How consulting leaders can scale consulting expertise without scaling rework
Start with the operating model, not the org chart. Adding consultants to a manual model adds coordination complexity faster than it adds output, which is how firms grow revenue while margins slip — and it is why practitioners find that redesigning workflows around new capabilities, rather than bolting them onto old processes, is what unlocks the largest gains. Consulting firm scalability comes from changing how work moves through the firm, not from more people doing the same fragmented work.
The path has six steps: find where rework starts, make proven work reusable, connect knowledge across systems, apply grounded AI to low-value repetitive tasks, route expertise to the right people, and govern quality as volume rises. Each step below stands on its own, so you can start where your firm bleeds the most time.
The outcome is measurable: faster consultant ramp, less redundant analysis, more consistent delivery across teams, and more senior hours spent on judgment instead of cleanup.
1. Find where rework starts before you try to fix it
Reducing rework in consulting starts with mapping the full delivery path, because you cannot fix duplication you have not located. Trace an engagement end to end: business development, discovery, analysis, recommendations, quality assurance, handoff, and account expansion. Rework hides in the seams between these stages.
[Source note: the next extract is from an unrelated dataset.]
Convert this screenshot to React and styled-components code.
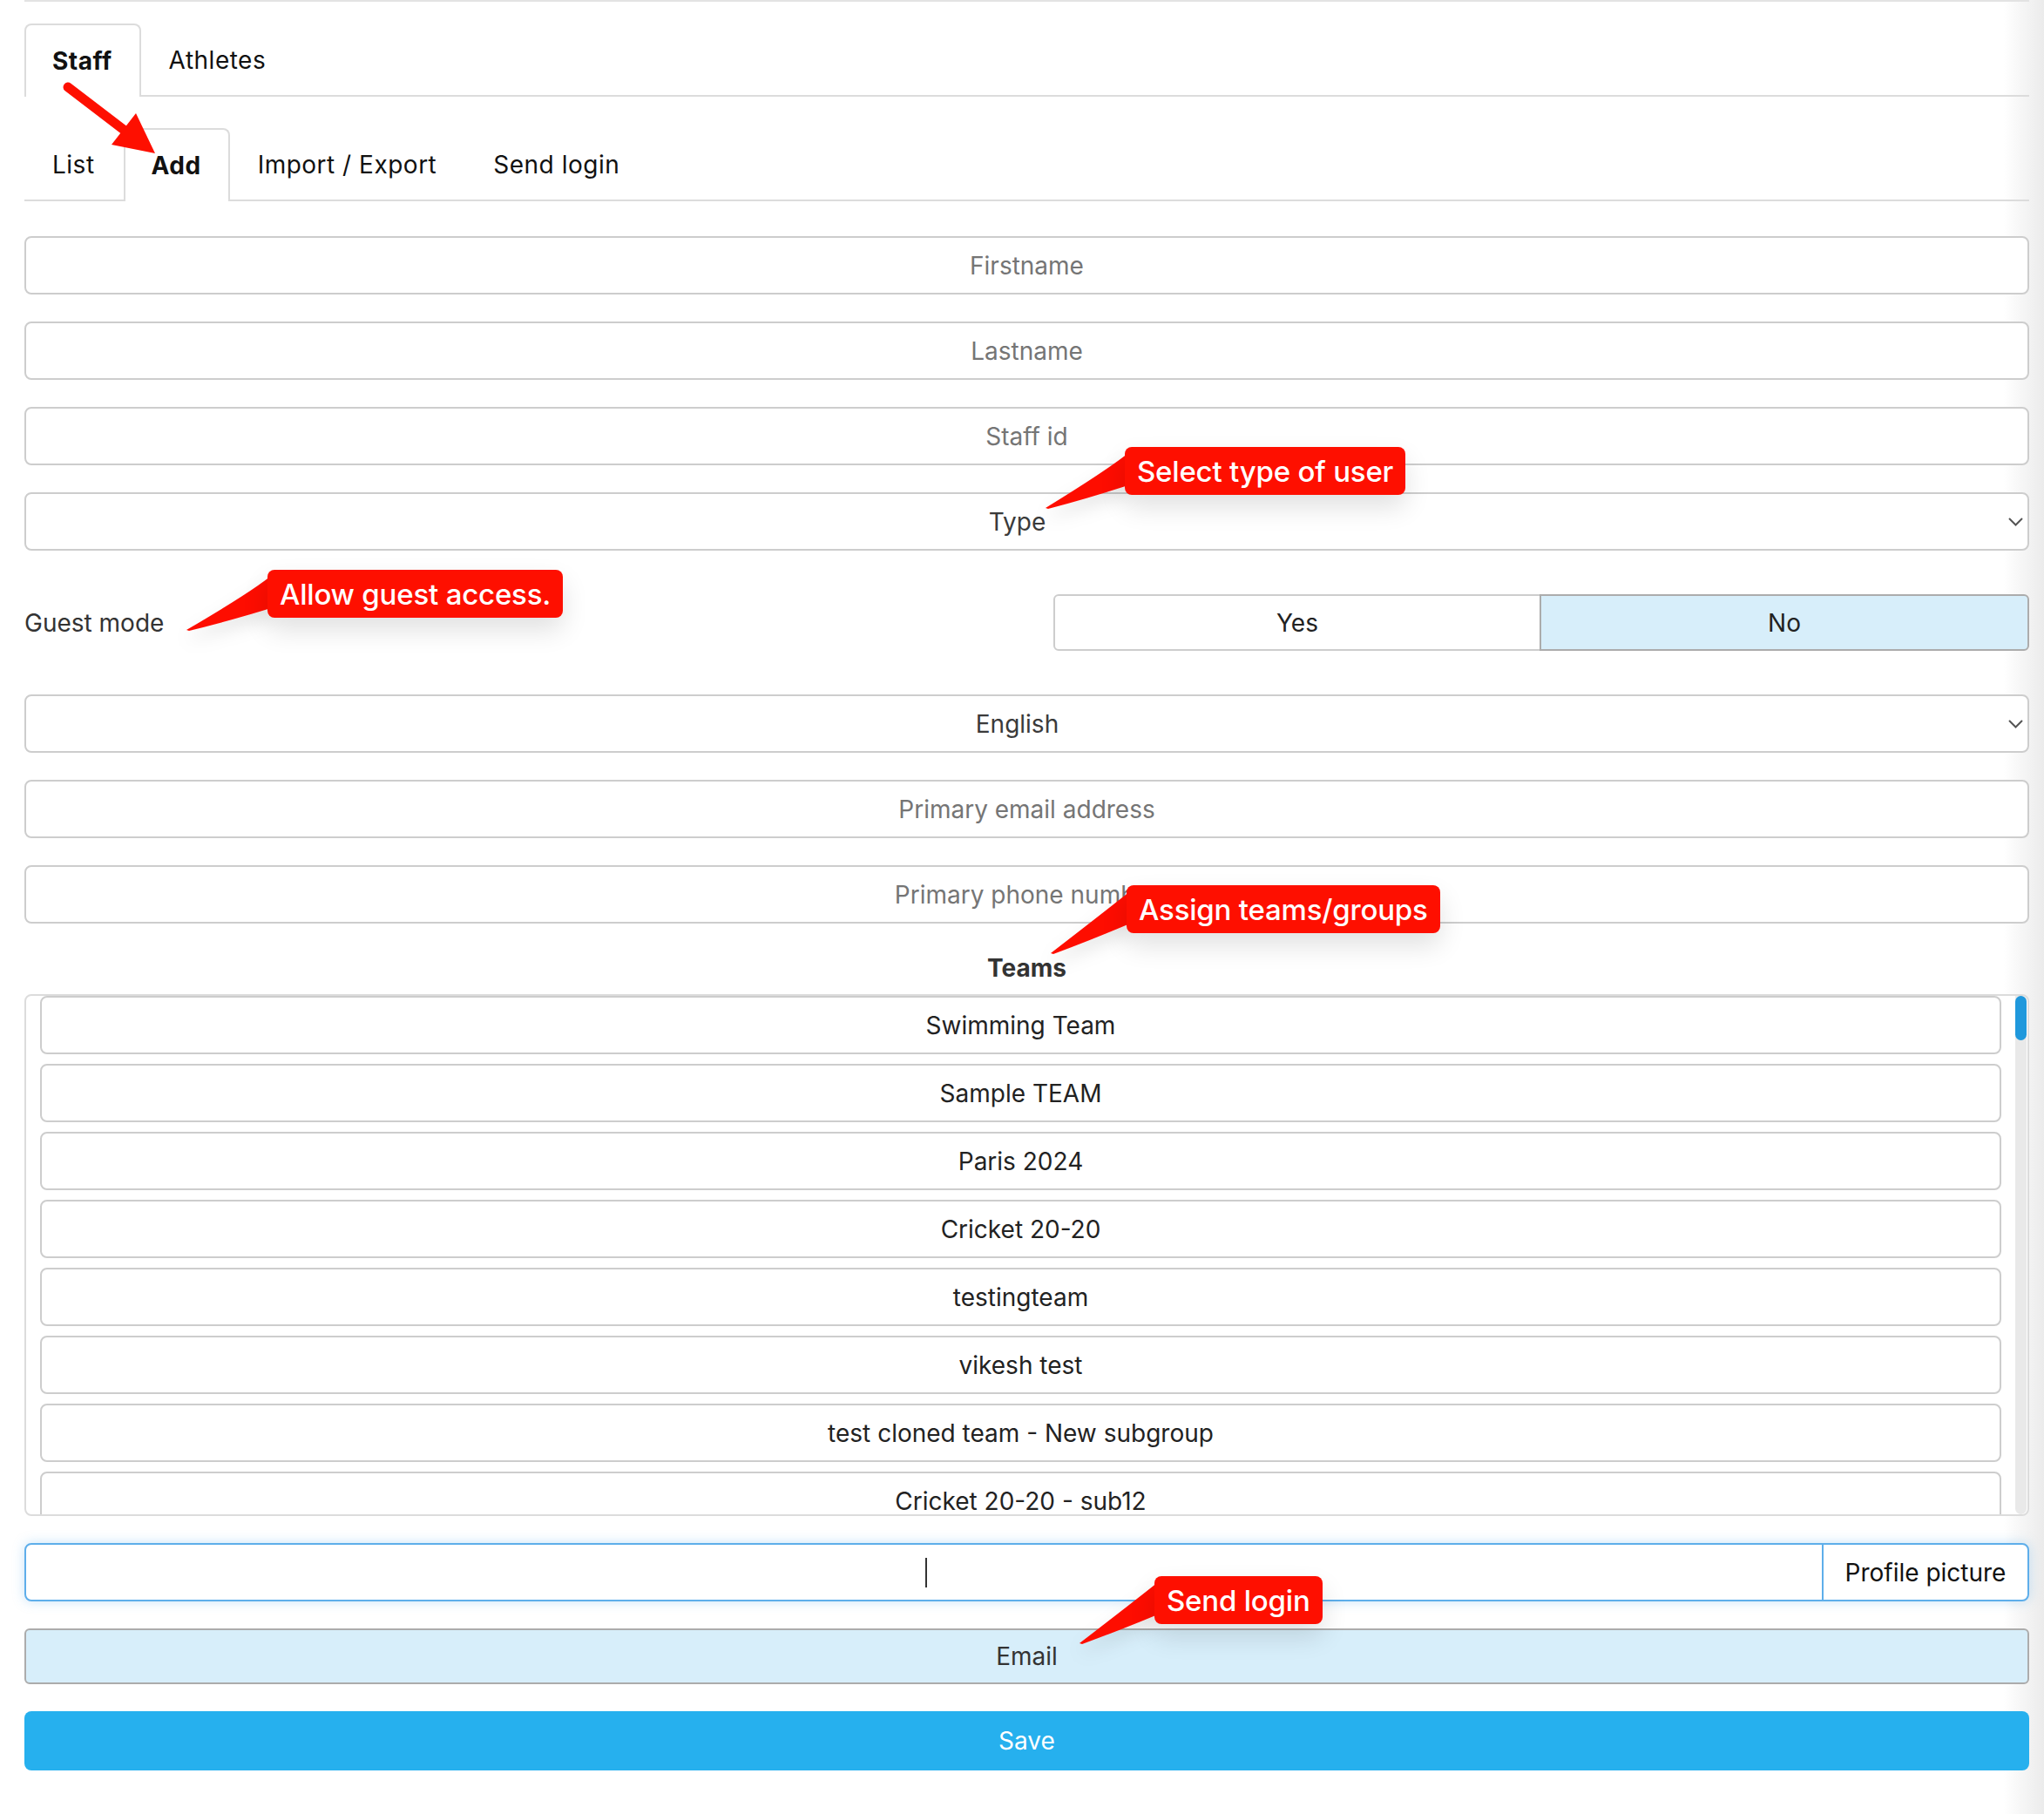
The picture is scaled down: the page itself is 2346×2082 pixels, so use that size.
import React from 'react';
import styled, { createGlobalStyle } from 'styled-components';

const GlobalStyle = createGlobalStyle`
  * { box-sizing: border-box; }
  body {
    margin: 0;
    font-family: Inter, "Noto Sans", sans-serif;
    color: #222;
    background: linear-gradient(to right, #fff 0, #fff 2300px, #ebebeb 2346px);
  }
`;

const Page = styled.div`
  position: relative;
  padding: 0 17px 40px 28px;
  min-height: 2082px;
`;

const Content = styled.div`
  border-top: 2px solid #e3e3e3;
`;

const TabBar = styled.div`
  display: flex;
  margin-top: ${(props) => props.offset}px;
  border-bottom: 2px solid #dcdcdc;
`;

const Tab = styled.div`
  height: 82px;
  display: flex;
  align-items: center;
  padding: 0 31px 0 30px;
  font-size: 28px;
  letter-spacing: 0.5px;
  font-weight: ${(props) => (props.active ? 700 : 400)};
  color: #111;
  border: 2px solid ${(props) => (props.active ? '#dcdcdc' : 'transparent')};
  border-bottom: none;
  border-radius: 8px 8px 0 0;
  background: #fff;
  margin-bottom: -2px;
  ${(props) => props.active && 'height: 84px;'}
`;

const Form = styled.div`
  display: flex;
  flex-direction: column;
  gap: 31px;
  margin-top: 40px;
`;

const TextInput = styled.input`
  height: 67px;
  width: 100%;
  border: 2px solid #cdcdcd;
  border-radius: 8px;
  background: #fff;
  font: inherit;
  font-size: 28px;
  text-align: center;
  color: #333;
  outline: none;

  ::placeholder {
    color: #9b9b9b;
  }
`;

const SelectBox = styled.div`
  height: 67px;
  display: grid;
  grid-template-columns: 1fr 17px;
  align-items: center;
  padding-right: 5px;
  border: 2px solid #cdcdcd;
  border-radius: 8px;
  background: #fff;
  font-size: 28px;
  color: #3a3a3a;
`;

SelectBox.Label = styled.span`
  text-align: center;
`;

const GuestRow = styled.div`
  display: grid;
  grid-template-columns: 1fr 1120px;
  align-items: center;
  padding: 19px 0;
`;

const FieldLabel = styled.span`
  font-size: 28px;
  color: #333;
`;

const Toggle = styled.div`
  display: grid;
  grid-template-columns: 1fr 1fr;
  height: 65px;
`;

Toggle.Option = styled.div`
  display: flex;
  align-items: center;
  justify-content: center;
  font-size: 28px;
  color: #222;
  border: 2px solid ${(props) => (props.selected ? '#acacac' : '#cdcdcd')};
  background: ${(props) => (props.selected ? '#d7eefa' : '#fff')};
  border-radius: ${(props) => (props.first ? '6px 0 0 6px' : '0 6px 6px 0')};
  ${(props) => !props.first && 'margin-left: -2px;'}
`;

const TeamsSection = styled.div`
  display: flex;
  flex-direction: column;
  gap: 10px;
`;

const SectionTitle = styled.div`
  font-size: 28px;
  font-weight: 700;
  color: #333;
  line-height: 40px;
  text-align: center;
`;

const TeamsBox = styled.div`
  height: 599px;
  display: flex;
  border: 2px solid #dcdcdc;
  border-radius: 8px;
  overflow: hidden;
  background: #fff;
`;

const TeamsList = styled.div`
  flex: 1;
  display: flex;
  flex-direction: column;
  gap: 11px;
  padding: 0 16px;
  overflow: hidden;
`;

const TeamItem = styled.div`
  flex: none;
  height: 67px;
  display: flex;
  align-items: center;
  justify-content: center;
  border: 2px solid #cdcdcd;
  border-radius: 8px;
  font-size: 28px;
  color: #222;
`;

const ScrollTrack = styled.div`
  width: 13px;
  margin-right: 1px;
  background: #e9e9e9;
  border-radius: 0 0 7px 7px;
`;

ScrollTrack.Thumb = styled.div`
  height: 51px;
  background: #1f98dc;
  border-radius: 7px;
`;

const FileField = styled.div`
  height: 67px;
  display: grid;
  grid-template-columns: 1fr 236px;
  border: 2px solid #5eaeea;
  border-radius: 8px;
  box-shadow: 0 0 14px rgba(94, 174, 234, 0.35);
  background: #fff;
`;

FileField.Input = styled.div`
  display: flex;
  align-items: center;
  padding-left: 1032px;
`;

FileField.Caret = styled.span`
  width: 2px;
  height: 34px;
  background: #333;
`;

FileField.Button = styled.div`
  display: flex;
  align-items: center;
  justify-content: center;
  border-left: 2px solid #5eaeea;
  font-size: 28px;
  color: #111;
`;

const Button = styled.div`
  height: ${(props) => (props.primary ? 68 : 64)}px;
  display: flex;
  align-items: center;
  justify-content: center;
  font-size: 28px;
  border-radius: ${(props) => (props.primary ? 8 : 6)}px;
  color: ${(props) => (props.primary ? '#fff' : '#333')};
  background: ${(props) => (props.primary ? '#26b0ee' : '#d7eefa')};
  border: ${(props) => (props.primary ? 'none' : '2px solid #acacac')};
`;

/* red annotation bubbles */
const Callout = styled.div`
  position: absolute;
  height: 55px;
  display: flex;
  align-items: center;
  padding: 0 14px;
  background: #fe0f00;
  color: #fff;
  font-size: 33px;
  font-weight: 500;
  letter-spacing: -0.2px;
  border-radius: 8px;
  box-shadow: 0 14px 30px rgba(0, 0, 0, 0.12);
  white-space: nowrap;
`;

const Overlay = styled.svg`
  position: absolute;
  left: 0;
  top: 0;
  pointer-events: none;
  overflow: visible;
`;

const teams = [
  'Swimming Team',
  'Sample TEAM',
  'Paris 2024',
  'Cricket 20-20',
  'testingteam',
  'vikesh test',
  'test cloned team - New subgroup',
  'Cricket 20-20 - sub12',
];

const callouts = [
  { text: 'Select type of user', x: 1291, y: 513, tip: [1200, 583] },
  { text: 'Allow guest access.', x: 307, y: 654, tip: [214, 723] },
  { text: 'Assign teams/groups', x: 1293, y: 1016, tip: [1206, 1094] },
  { text: 'Send login', x: 1325, y: 1809, tip: [1239, 1886] },
];

// speech-bubble tail: wide at the bubble's left edge, narrowing to the tip
function tailPath({ x, y, tip: [tx, ty] }) {
  const top = y + 7;
  const bottom = y + 44;
  const midX = (tx + x) / 2;
  const midY = (ty + bottom) / 2 + 3;
  return [
    `M ${x + 4} ${top}`,
    `Q ${x - 21} ${y + 27} ${tx} ${ty}`,
    `L ${tx + 3} ${ty + 1}`,
    `Q ${midX} ${midY} ${x + 4} ${bottom}`,
    'Z',
  ].join(' ');
}

function Chevron() {
  return (
    <svg width="17" height="10" viewBox="0 0 17 10">
      <polyline points="1,1 8.5,8.5 16,1" fill="none" stroke="#555" strokeWidth="2" />
    </svg>
  );
}

function App() {
  return (
    <>
      <GlobalStyle />
      <Page>
        <Content>
          <TabBar offset={25}>
            <Tab active>Staff</Tab>
            <Tab>Athletes</Tab>
          </TabBar>
          <TabBar offset={36}>
            <Tab>List</Tab>
            <Tab active>Add</Tab>
            <Tab>Import / Export</Tab>
            <Tab>Send login</Tab>
          </TabBar>

          <Form>
            <TextInput placeholder="Firstname" />
            <TextInput placeholder="Lastname" />
            <TextInput placeholder="Staff id" />
            <SelectBox>
              <SelectBox.Label>Type</SelectBox.Label>
              <Chevron />
            </SelectBox>

            <GuestRow>
              <FieldLabel>Guest mode</FieldLabel>
              <Toggle>
                <Toggle.Option first>Yes</Toggle.Option>
                <Toggle.Option selected>No</Toggle.Option>
              </Toggle>
            </GuestRow>

            <SelectBox>
              <SelectBox.Label>English</SelectBox.Label>
              <Chevron />
            </SelectBox>
            <TextInput placeholder="Primary email address" />
            <TextInput placeholder="Primary phone number" />

            <TeamsSection>
              <SectionTitle>Teams</SectionTitle>
              <TeamsBox>
                <TeamsList>
                  {teams.map((team) => (
                    <TeamItem key={team}>{team}</TeamItem>
                  ))}
                </TeamsList>
                <ScrollTrack>
                  <ScrollTrack.Thumb />
                </ScrollTrack>
              </TeamsBox>
            </TeamsSection>

            <FileField>
              <FileField.Input>
                <FileField.Caret />
              </FileField.Input>
              <FileField.Button>Profile picture</FileField.Button>
            </FileField>

            <Button>Email</Button>
            <Button primary>Save</Button>
          </Form>
        </Content>

        <Overlay width="2346" height="2082">
          <defs>
            <filter id="tailShadow" x="-50%" y="-50%" width="200%" height="200%">
              <feDropShadow dx="0" dy="10" stdDeviation="10" floodColor="#000" floodOpacity="0.1" />
            </filter>
          </defs>
          {callouts.map((c) => (
            <path key={c.text} d={tailPath(c)} fill="#fe0f00" filter="url(#tailShadow)" />
          ))}
          <line x1="78" y1="100" x2="146" y2="152" stroke="#fe0f00" strokeWidth="11" strokeLinecap="round" />
          <polygon points="178,176 128,166 156,130" fill="#fe0f00" />
        </Overlay>

        {callouts.map((c) => (
          <Callout key={c.text} style={{ left: c.x, top: c.y }}>
            {c.text}
          </Callout>
        ))}
      </Page>
    </>
  );
}

export default App;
Look for the repeat offenders. A team rebuilds the same market scan a peer finished last quarter. Consultants search four apps to find one approved framework. Experts answer the same methodology question across three projects. Managers review non-standard deliverables that could have followed a template. Separate necessary client customization from avoidable duplication, because only the second kind is worth removing.
Quantify the friction so you can prove progress later. Baseline the metrics that expose rework: average search time per consultant, proposal cycle time, new-hire ramp time, volume of duplicate questions, revision cycles per deliverable, and the share of work built from reusable assets. One benchmark to anchor against: knowledge workers spend only 30 of a 40-hour week on productive work, including 2.8 hours a week just looking for information. These numbers become the scorecard for every change that follows. Unified, permission-aware search that surfaces prior work across many tools makes the duplication visible too, so a consultant can see the market scan a peer already ran before starting a fresh one.
2. Turn the firm's best work into reusable delivery assets
Turn recurring work into structured, reusable delivery assets so consultants adapt proven material instead of starting over. Convert your strongest output into modular components: proposal sections, scoping guides, discovery questionnaires, industry briefs, competitive snapshots, status report templates, review checklists, and approved analytical frameworks.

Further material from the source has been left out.